The Recipe for a SingleStore Database

People who are just learning about SingleStore often don’t believe that transactions and analytics can be unified into a single database. SingleStore Chief Product Officer Jordan Tigani walks through the steps, encompassing decades of engineering-years, explaining how we did it.

“What’s the tradeoff?” is the question I almost always hear when I posit that SingleStore can execute transactions and analytics concurrently, in the same database. When I insist there is no tradeoff, the next response is usually disbelief, even after I dutifully present benchmark results and customer testimonials.

Is it true? Should it be true, even? Relational database pioneer and A.M. Turing Award recipient Michael Stonebraker famously said that combining analytics and transactions in a single database was “an idea whose time has come and gone.” Many people hold the widespread belief that a database needs to be tuned for either one or the other. However, architectural breakthroughs have dramatically changed the database performance landscape; let’s not forget that almost 15 years ago, Stonebraker also argued that databases were ready for a complete rewrite.

This blog tells the story of how database unification can be done—proof that it’s not magical thinking. We did it at SingleStore in a series of small steps, each of which is difficult but tractable. Together, these steps have built a unified database that can execute transactions, analytics and more, all in the same engine with the same tables.

Establishing requirements

First, let’s understand the requirements for each function. A transactional database requires:

  • Low latency inserts and updates (single-digit milliseconds)
  • High concurrency, in the thousands or millions of transactions per second
  • Low latency for point lookups (single-digit milliseconds)
  • Distributed, scale out architecture
  • Low latency joins
  • High availability
  • Durable, transactional updates (ACID)

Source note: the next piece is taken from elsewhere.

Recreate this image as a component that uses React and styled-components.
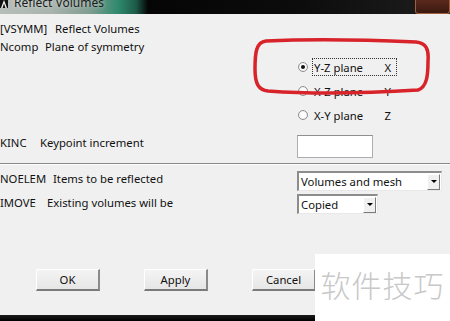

In contrast, analytics require:

  • High throughput scans (billions of rows per second)
  • Fast aggregations, regardless of cardinality
  • Fast fact/dimension joins for star-shaped schemas
  • Scalable to petabytes of data
  • Separation of storage and compute

Step by step: Building the system

Now let’s walk through the steps that SingleStore took. In theory, anyone could repeat the same process, although it might require a few engineering decades.

We started with a fast in-memory database. MemSQL (the company that preceded SingleStore) built a lightning fast in-memory database using lock-free skip lists rather than traditional b-trees. It’s pretty easy to see how an in-memory database can do low-latency inserts and lookups since you’re only touching memory. The skip lists also allow high concurrency because updates do not require any locking and they have row-level granularity for collisions. Dynamic code generation enables even better concurrency, reducing the amount of CPU work that needs to be done during the query.

Scaling out

Truly modern database architecture requires scale-out rather than scaling up. This can be accomplished by horizontally partitioning and adding master nodes to route the queries. Relational workloads require the ability to do joins without slowing performance. This can be done by adding co-partitioning, which allows joins within a single node without a shuffle, and reference tables, which replicate small tables to every node. You can also take a. more traditional approach like nested loop joins.

At this point, we have a lightning fast in-memory database but there is still a risk of data loss in the event of hardware failures or crashes. The system can be made highly available by replicating all writes synchronously to multiple nodes, with each partition residing on two or more physical hosts; these hosts can be split across availability zones or data centers, ensuring resilience to most outages.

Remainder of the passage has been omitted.